The reality of low rates in 2004 will be reflected in modest returns from bonds, leaving income-oriented investors with two options, says Tom Bradley, president and CEO of Vancouver's Phillips, Hager & North Investment Management.

"They can either scale back their return expectations and prepare to live on less income, or they can attempt to maintain a higher level of investment income by taking on more risk.

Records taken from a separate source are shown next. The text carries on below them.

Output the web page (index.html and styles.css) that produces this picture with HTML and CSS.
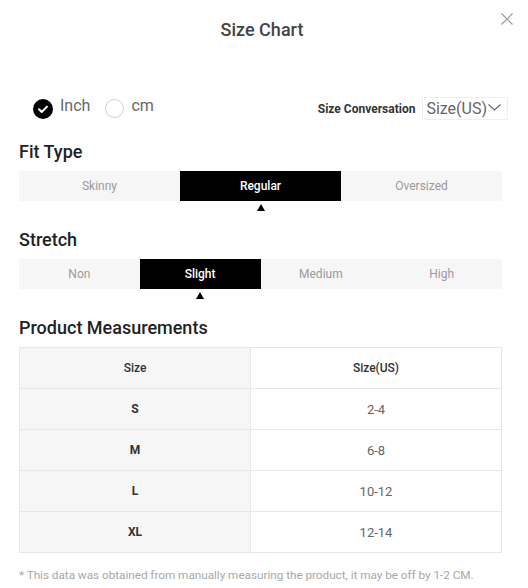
FILE: index.html
```html
<!DOCTYPE html>
<html lang="en">
<head>
<meta charset="utf-8">
<title>Size Chart</title>
<link rel="stylesheet" href="styles.css">
</head>
<body>
<div class="modal">
  <header class="modal-head">
    <h1 class="modal-title">Size Chart</h1>
    <button class="close" aria-label="Close">
      <svg width="12" height="12" viewBox="0 0 12 12"><path d="M0.5 0.5L11.5 11.5M11.5 0.5L0.5 11.5" stroke="#9a9a9a" stroke-width="1.2" fill="none"/></svg>
    </button>
  </header>

  <div class="options">
    <div class="units">
      <span class="radio checked">
        <svg width="20" height="20" viewBox="0 0 20 20"><circle cx="10" cy="10" r="10" fill="#000"/><path d="M6 10.3L8.7 13L14 7.6" stroke="#fff" stroke-width="2" fill="none" stroke-linecap="round" stroke-linejoin="round"/></svg>
      </span>
      <span class="unit-label">Inch</span>
      <span class="radio empty"></span>
      <span class="unit-label">cm</span>
    </div>
    <div class="conv">
      <span class="conv-label">Size Conversation</span>
      <div class="select">
        <span>Size(US)</span>
        <svg width="13" height="7" viewBox="0 0 13 7"><path d="M0.5 0.5L6.5 6L12.5 0.5" stroke="#666" stroke-width="1.2" fill="none"/></svg>
      </div>
    </div>
  </div>

  <section class="section first">
    <h2 class="sec-title">Fit Type</h2>
    <div class="seg">
      <div class="seg-item">Skinny</div>
      <div class="seg-item active">Regular</div>
      <div class="seg-item">Oversized</div>
    </div>
  </section>

  <section class="section">
    <h2 class="sec-title">Stretch</h2>
    <div class="seg">
      <div class="seg-item">Non</div>
      <div class="seg-item active">Slight</div>
      <div class="seg-item">Medium</div>
      <div class="seg-item">High</div>
    </div>
  </section>

  <section class="section">
    <h2 class="sec-title">Product Measurements</h2>
    <table class="measure">
      <thead>
        <tr><th class="col-size">Size</th><th class="col-us">Size(US)</th></tr>
      </thead>
      <tbody>
        <tr><td class="col-size">S</td><td class="col-us">2-4</td></tr>
        <tr><td class="col-size">M</td><td class="col-us">6-8</td></tr>
        <tr><td class="col-size">L</td><td class="col-us">10-12</td></tr>
        <tr><td class="col-size">XL</td><td class="col-us">12-14</td></tr>
      </tbody>
    </table>
    <p class="note">* This data was obtained from manually measuring the product, it may be off by 1-2 CM.</p>
  </section>
</div>
</body>
</html>
```

FILE: styles.css
```css
* { box-sizing: border-box; }
html, body { margin: 0; padding: 0; background: #fff; }
body {
  font-family: Roboto, "Liberation Sans", Arial, sans-serif;
  color: #333;
}
.modal {
  position: relative;
  width: 528px;
  padding: 0 26px 0 19px;
}
.modal-head {
  height: 60px;
  display: flex;
  align-items: center;
  justify-content: center;
  margin-left: -19px;
  margin-right: -26px;
}
.modal-title {
  margin: 0;
  font-size: 18px;
  font-weight: 500;
  color: #444;
  line-height: 60px;
  transform: translateX(-2px);
}
.close {
  position: absolute;
  top: 13px;
  right: 15px;
  width: 12px;
  height: 12px;
  padding: 0;
  border: 0;
  background: none;
  display: block;
}
.close svg { display: block; }

.options {
  margin-top: 37px;
  height: 23px;
  display: flex;
  align-items: center;
  justify-content: space-between;
  margin-right: -6px;
}
.units {
  display: flex;
  align-items: center;
  padding-left: 14px;
}
.radio { width: 20px; height: 20px; display: block; }
.radio svg { display: block; }
.radio.empty {
  width: 19px;
  height: 19px;
  border: 1px solid #cfcfcf;
  border-radius: 50%;
  margin-left: 15px;
}
.unit-label {
  font-size: 16px;
  color: #666;
  margin-left: 7px;
  padding-bottom: 6px;
  line-height: 20px;
}
.conv {
  display: flex;
  align-items: center;
}
.conv-label {
  font-size: 12px;
  font-weight: 700;
  color: #333;
  margin-right: 7px;
}
.select {
  height: 23px;
  border: 1px solid #efefef;
  display: flex;
  align-items: center;
  padding: 0 6px 0 3px;
  font-size: 16px;
  color: #666;
}
.select svg { display: block; margin-left: 1px; margin-top: -2px; }

.section { margin-top: 28px; }
.section.first { margin-top: 21px; }
.sec-title {
  margin: 0 0 8px;
  font-size: 18px;
  line-height: 22px;
  font-weight: 500;
  color: #222;
}
.seg {
  display: flex;
  height: 30px;
  background: #f6f6f6;
}
.seg-item {
  flex: 1;
  position: relative;
  display: flex;
  align-items: center;
  justify-content: center;
  font-size: 12px;
  color: #9a9a9a;
}
.seg-item.active {
  background: #000;
  color: #fff;
  font-weight: 500;
}
.seg-item.active::after {
  content: "";
  position: absolute;
  top: calc(100% + 3px);
  left: 50%;
  margin-left: -4px;
  border-left: 4px solid transparent;
  border-right: 4px solid transparent;
  border-bottom: 7px solid #000;
}

.measure {
  width: 100%;
  border-collapse: collapse;
  table-layout: fixed;
  margin-top: 0;
}
.measure th, .measure td {
  height: 41px;
  border: 1px solid #e8e8e8;
  text-align: center;
  padding: 0;
  font-size: 12px;
}
.measure .col-size {
  width: 231px;
  background: #f6f6f6;
  color: #333;
  font-weight: 500;
}
.measure td.col-size { font-weight: 700; font-size: 12px; }
.measure th.col-us { background: #fff; font-weight: 500; color: #333; }
.measure td.col-us { background: #fff; color: #666; font-size: 13px; }

.note {
  margin: 14px 0 0;
  font-size: 11.8px;
  letter-spacing: -0.05px;
  line-height: 16px;
  color: #a8a8a8;
  white-space: nowrap;
}
```
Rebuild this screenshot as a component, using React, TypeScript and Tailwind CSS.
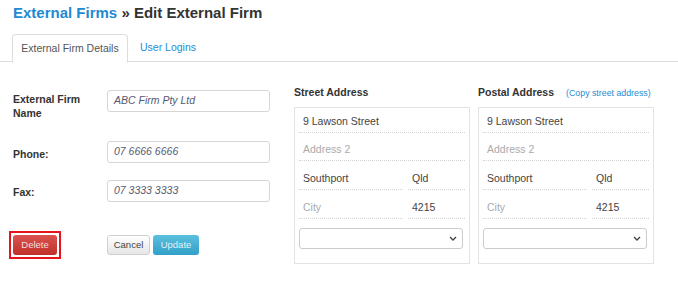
import React from "react";

const font = { fontFamily: '"Liberation Sans", Arial, sans-serif' };

function AddrField({ value, placeholder, className = "", h = "h-[29px]" }: { value?: string; placeholder?: string; className?: string; h?: string }) {
  return (
    <div className={`${h} border-b border-dotted border-[#d4d4d4] flex items-end pb-[5px] pl-[4px] text-[10.5px] leading-[12px] ${value ? "text-[#444]" : "text-[#aaa]"} ${className}`}>
      {value ?? placeholder}
    </div>
  );
}

function AddressBox() {
  return (
    <div className="w-[176px] h-[157px] border border-[#e3e3e3] px-[4px]">
      <AddrField value="9 Lawson Street" h="h-[25px]" />
      <AddrField placeholder="Address 2" h="h-[28px]" />
      <div className="flex gap-[5px]">
        <AddrField value="Southport" className="w-[104px]" />
        <AddrField value="Qld" className="flex-1" />
      </div>
      <div className="flex gap-[5px]">
        <AddrField placeholder="City" className="w-[104px]" />
        <AddrField value="4215" className="flex-1" />
      </div>
      <div className="mt-[9px] mr-[2px] h-[21px] border border-[#ccc] rounded-[3px] flex items-center justify-end pr-[5px]">
        <svg width="8" height="5" viewBox="0 0 8 5"><path d="M1 1l3 3 3-3" fill="none" stroke="#444" strokeWidth="1.4" /></svg>
      </div>
    </div>
  );
}

function Input({ value }: { value: string }) {
  return (
    <div className="w-[163px] h-[22px] border border-[#d6d6d6] rounded-[3px] flex items-center pl-[6px] text-[10.5px] italic text-[#555a70]">
      {value}
    </div>
  );
}

export default function App() {
  return (
    <div className="w-[678px] h-[281px] bg-white relative overflow-hidden" style={font}>
      <div className="pt-[4px] pl-[13px] text-[15px] font-bold leading-[18px]">
        <span className="text-[#1f8ad2]">External Firms</span>
        <span className="text-[#333]"> » Edit External Firm</span>
      </div>
      <div className="mt-[12px] flex border-b border-[#ddd] h-[28px] pl-[12px]">
        <div className="w-[116px] justify-center h-[29px] border border-[#ddd] border-b-white rounded-t-[4px] bg-white text-[10.5px] text-[#555] flex items-center">
          External Firm Details
        </div>
        <div className="pl-[12px] h-[28px] text-[10.5px] text-[#1f8ad2] flex items-center">User Logins</div>
      </div>
      <div className="flex">
        <div className="w-[294px] pl-[13px]">
          <div className="mt-[28px] flex">
            <div className="w-[94px] text-[10.5px] font-bold text-[#333] leading-[14px] pt-[2px]">External Firm<br />Name</div>
            <Input value="ABC Firm Pty Ltd" />
          </div>
          <div className="mt-[21px] flex items-center">
            <div className="w-[94px] text-[10.5px] font-bold text-[#333] pt-[5px]">Phone:</div>
            <Input value="07 6666 6666" />
          </div>
          <div className="mt-[17px] flex items-center">
            <div className="w-[94px] text-[10.5px] font-bold text-[#333] pt-[4px]">Fax:</div>
            <Input value="07 3333 3333" />
          </div>
          <div className="mt-[29px] flex items-center">
            <div className="w-[94px]">
              <div className="inline-block border-2 border-[#e8141c] p-[2px] -ml-[4px]">
                <div className="h-[20px] w-[44px] justify-center rounded-[3px] bg-gradient-to-b from-[#d9534f] to-[#c12e2a] text-[#f6dede] text-[9.5px] flex items-center">Delete</div>
              </div>
            </div>
            <div className="h-[20px] w-[43px] justify-center rounded-[3px] bg-gradient-to-b from-[#ffffff] to-[#e6e6e6] border border-[#d0d0d0] text-[#444] text-[9.5px] flex items-center">Cancel</div>
            <div className="ml-[3px] h-[20px] w-[46px] justify-center rounded-[3px] bg-gradient-to-b from-[#5bc0de] to-[#31a0c8] text-[#dff3fa] text-[9.5px] flex items-center">Update</div>
          </div>
        </div>
        <div className="w-[184px]">
          <div className="mt-[23px] h-[14px] text-[10.5px] font-bold text-[#333] leading-[14px]">Street Address</div>
          <div className="mt-[8px]"><AddressBox /></div>
        </div>
        <div>
          <div className="mt-[23px] h-[14px] flex items-baseline leading-[14px]">
            <span className="text-[10.5px] font-bold text-[#333]">Postal Address</span>
            <span className="ml-[12px] text-[8.8px] text-[#1f8ad2]">(Copy street address)</span>
          </div>
          <div className="mt-[8px]"><AddressBox /></div>
        </div>
      </div>
    </div>
  );
}
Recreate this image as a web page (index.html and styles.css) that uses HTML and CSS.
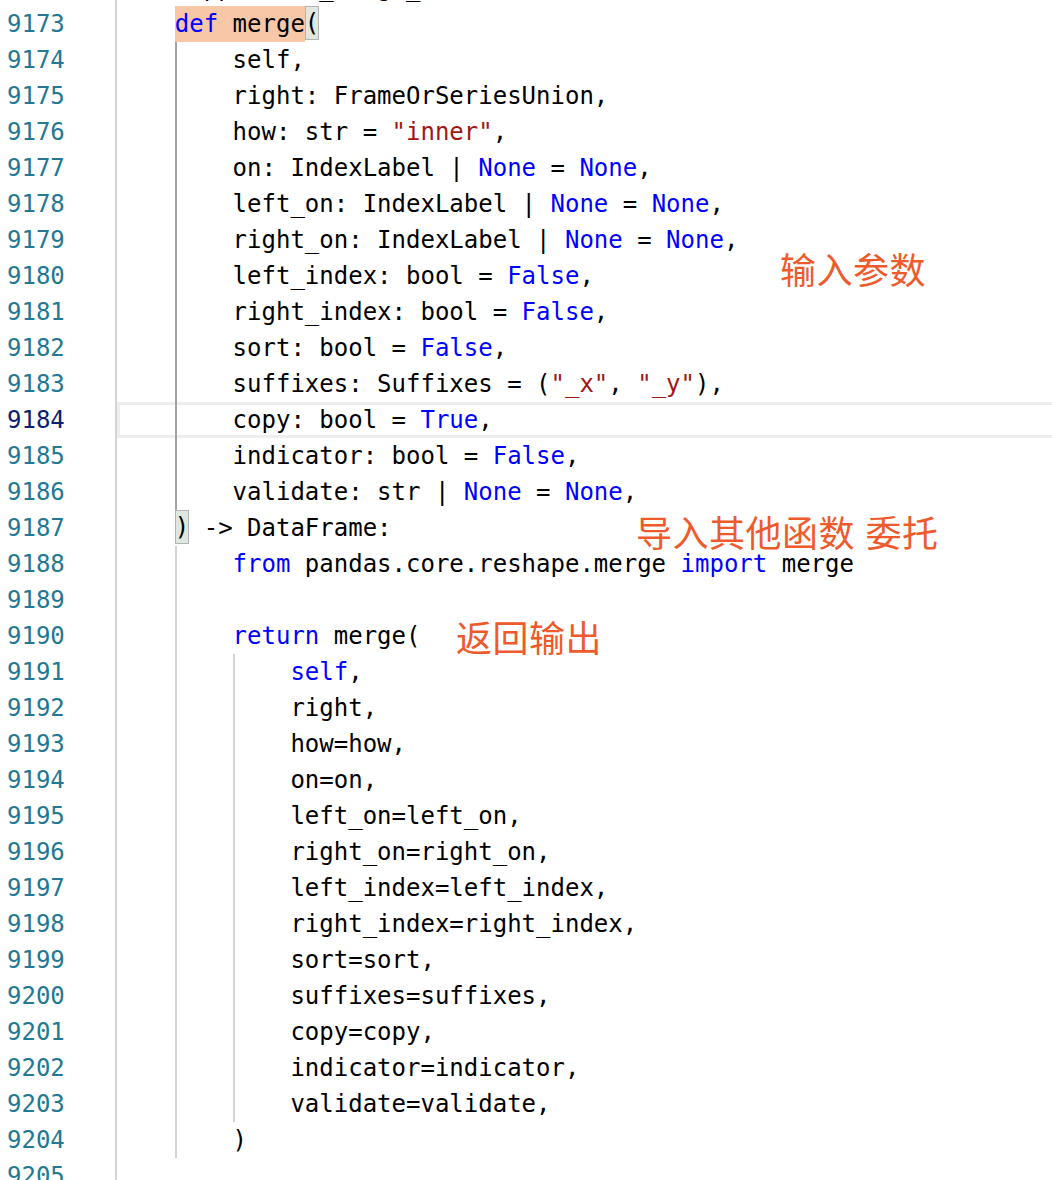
FILE: index.html
```html
<!DOCTYPE html>
<html lang="zh">
<head>
    <meta charset="UTF-8">
    <meta name="viewport" content="width=device-width, initial-scale=1.0">
    <title>merge</title>
    <link rel="stylesheet" href="styles.css">
</head>
<body>

<div class="screen">
    <div class="editor">
        <div class="line"><div class="num">9172</div><div class="code"><span class="ind"></span>@Appender(_merge_doc, indents=2)</div></div>
        <div class="line"><div class="num">9173</div><div class="code"><span class="ind"></span><span class="match"><span class="kw">def</span> merge</span><span class="bracket">(</span></div></div>
        <div class="line"><div class="num">9174</div><div class="code"><span class="ind"></span><span class="ind active"></span>self,</div></div>
        <div class="line"><div class="num">9175</div><div class="code"><span class="ind"></span><span class="ind active"></span>right: FrameOrSeriesUnion,</div></div>
        <div class="line"><div class="num">9176</div><div class="code"><span class="ind"></span><span class="ind active"></span>how: str = <span class="str">"inner"</span>,</div></div>
        <div class="line"><div class="num">9177</div><div class="code"><span class="ind"></span><span class="ind active"></span>on: IndexLabel | <span class="kw">None</span> = <span class="kw">None</span>,</div></div>
        <div class="line"><div class="num">9178</div><div class="code"><span class="ind"></span><span class="ind active"></span>left_on: IndexLabel | <span class="kw">None</span> = <span class="kw">None</span>,</div></div>
        <div class="line"><div class="num">9179</div><div class="code"><span class="ind"></span><span class="ind active"></span>right_on: IndexLabel | <span class="kw">None</span> = <span class="kw">None</span>,</div></div>
        <div class="line"><div class="num">9180</div><div class="code"><span class="ind"></span><span class="ind active"></span>left_index: bool = <span class="kw">False</span>,</div></div>
        <div class="line"><div class="num">9181</div><div class="code"><span class="ind"></span><span class="ind active"></span>right_index: bool = <span class="kw">False</span>,</div></div>
        <div class="line"><div class="num">9182</div><div class="code"><span class="ind"></span><span class="ind active"></span>sort: bool = <span class="kw">False</span>,</div></div>
        <div class="line"><div class="num">9183</div><div class="code"><span class="ind"></span><span class="ind active"></span>suffixes: Suffixes = (<span class="str">"_x"</span>, <span class="str">"_y"</span>),</div></div>
        <div class="line current"><div class="num">9184</div><div class="code"><span class="ind"></span><span class="ind active"></span>copy: bool = <span class="kw">True</span>,</div></div>
        <div class="line"><div class="num">9185</div><div class="code"><span class="ind"></span><span class="ind active"></span>indicator: bool = <span class="kw">False</span>,</div></div>
        <div class="line"><div class="num">9186</div><div class="code"><span class="ind"></span><span class="ind active"></span>validate: str | <span class="kw">None</span> = <span class="kw">None</span>,</div></div>
        <div class="line"><div class="num">9187</div><div class="code"><span class="ind"></span><span class="bracket">)</span> -&gt; DataFrame:</div></div>
        <div class="line"><div class="num">9188</div><div class="code"><span class="ind"></span><span class="ind guide"></span><span class="kw">from</span> pandas.core.reshape.merge <span class="kw">import</span> merge</div></div>
        <div class="line"><div class="num">9189</div><div class="code"><span class="ind"></span><span class="ind guide"></span></div></div>
        <div class="line"><div class="num">9190</div><div class="code"><span class="ind"></span><span class="ind guide"></span><span class="kw">return</span> merge(</div></div>
        <div class="line"><div class="num">9191</div><div class="code"><span class="ind"></span><span class="ind guide"></span><span class="ind guide"></span><span class="kw">self</span>,</div></div>
        <div class="line"><div class="num">9192</div><div class="code"><span class="ind"></span><span class="ind guide"></span><span class="ind guide"></span>right,</div></div>
        <div class="line"><div class="num">9193</div><div class="code"><span class="ind"></span><span class="ind guide"></span><span class="ind guide"></span>how=how,</div></div>
        <div class="line"><div class="num">9194</div><div class="code"><span class="ind"></span><span class="ind guide"></span><span class="ind guide"></span>on=on,</div></div>
        <div class="line"><div class="num">9195</div><div class="code"><span class="ind"></span><span class="ind guide"></span><span class="ind guide"></span>left_on=left_on,</div></div>
        <div class="line"><div class="num">9196</div><div class="code"><span class="ind"></span><span class="ind guide"></span><span class="ind guide"></span>right_on=right_on,</div></div>
        <div class="line"><div class="num">9197</div><div class="code"><span class="ind"></span><span class="ind guide"></span><span class="ind guide"></span>left_index=left_index,</div></div>
        <div class="line"><div class="num">9198</div><div class="code"><span class="ind"></span><span class="ind guide"></span><span class="ind guide"></span>right_index=right_index,</div></div>
        <div class="line"><div class="num">9199</div><div class="code"><span class="ind"></span><span class="ind guide"></span><span class="ind guide"></span>sort=sort,</div></div>
        <div class="line"><div class="num">9200</div><div class="code"><span class="ind"></span><span class="ind guide"></span><span class="ind guide"></span>suffixes=suffixes,</div></div>
        <div class="line"><div class="num">9201</div><div class="code"><span class="ind"></span><span class="ind guide"></span><span class="ind guide"></span>copy=copy,</div></div>
        <div class="line"><div class="num">9202</div><div class="code"><span class="ind"></span><span class="ind guide"></span><span class="ind guide"></span>indicator=indicator,</div></div>
        <div class="line"><div class="num">9203</div><div class="code"><span class="ind"></span><span class="ind guide"></span><span class="ind guide"></span>validate=validate,</div></div>
        <div class="line"><div class="num">9204</div><div class="code"><span class="ind"></span><span class="ind guide"></span>)</div></div>
        <div class="line"><div class="num">9205</div><div class="code"></div></div>
    </div>

    <div class="note note-params">输入参数</div>
    <div class="note note-import">导入其他函数 委托</div>
    <div class="note note-return">返回输出</div>
</div>

</body>
</html>
```

FILE: styles.css
```css
body {
    margin: 0;
    background: #ffffff;
}
.screen {
    position: relative;
    width: 1052px;
    height: 1180px;
    overflow: hidden;
}
.editor {
    margin-top: -30px;
    font-family: 'DejaVu Sans Mono', 'Liberation Mono', monospace;
    font-size: 24px;
    color: #000000;
}
.line {
    display: flex;
    height: 36px;
    line-height: 36px;
}
.num {
    width: 108px;
    padding-left: 7px;
    border-right: 2px solid #d4d4d4;
    color: #237893;
    flex-shrink: 0;
}
.line.current .num {
    color: #0b216f;
}
.code {
    flex: 1;
    white-space: pre;
}
.line.current .code {
    box-shadow: inset 3px 0 #eeeeee, inset 0 3px #eeeeee, inset 0 -3px #eeeeee;
}
.ind {
    display: inline-block;
    width: 4ch;
    height: 36px;
    vertical-align: top;
}
.ind.active {
    box-shadow: inset 2px 0 #a3a3a3;
}
.ind.guide {
    box-shadow: inset 2px 0 #d3d3d3;
}
.kw {
    color: #0000ff;
}
.str {
    color: #a31515;
}
.match {
    display: inline-block;
    background-color: #f7c7a8;
}
.bracket {
    display: inline-block;
    height: 34px;
    line-height: 34px;
    background-color: #dfe7df;
    box-shadow: inset 0 0 0 1px #b4b4b4;
    vertical-align: top;
}
.note {
    position: absolute;
    font-family: 'Noto Sans CJK SC', sans-serif;
    font-size: 36px;
    line-height: 36px;
    letter-spacing: 0.5px;
    word-spacing: 2px;
    color: #ee5a2c;
    white-space: nowrap;
}
.note-params {
    left: 780px;
    top: 250px;
}
.note-import {
    left: 636px;
    top: 513px;
}
.note-return {
    left: 456px;
    top: 618px;
}
```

For most people, a little of both is probably advisable."

Our thanks for low rates should go to U.S. Federal Reserve Board chairman Alan Greenspan whose "suicidal monetary policy will ensure that the U.S. dollar will over time become totally worthless," says Marc Faber, a Hong Kong-based investment guru.

"This will be good for oil, gold, silver and all currencies of resource-based economies such as Canada, Australia and New Zealand."

More people will be adjusting their portfolios over the coming year to meet their real risk tolerance, which they discovered over the last three years was a little less than they thought, says fee-only financial planner David Christianson, of Winnipeg's Wellington West Total Wealth Management.

"This is an optimistic prediction, mainly aimed at people who have wise advisers," Christianson says. "Unfortunately, many other investors will get caught up in the bull that is flying everywhere when the market rises, and they will jump back in with too many feet at the wrong time, after the market has risen an inordinate amount."

Individual investors will continue to mistrust the asset management industry, predicts Howard Atkinson, author of The New Investment Frontier II: A Guide to Exchange Traded Funds for Canadians.

"Ongoing media focus, heightened regulatory scrutiny and possible large, class-action lawsuits will keep this subject on the front pages," Atkinson says. "Investment services providers and advisory firms that are transparent, possess true integrity and, most important of all, offer real value for money, will see their assets and market share soar as empowered investors flock to them."

Uncertainty is the only certainty when it comes to the future of financial markets and the global economy, says Wealth Logic author Moshe Milevsky, an associate professor of finance at York University.

"The key to coping with persistent volatility is to deliberately lose sight of the trees and focus on the forest," he says.

"Remember that it is virtually impossible to accurately predict whether interest rates will increase, or remain low, or whether the stock market will go up or down -- likely both -- or whether your house will be worth more in December 2004 compared to December 2003.

"So make sure to place your bets on all sides of the financial table and you will cheer regardless of how the wheel comes to rest."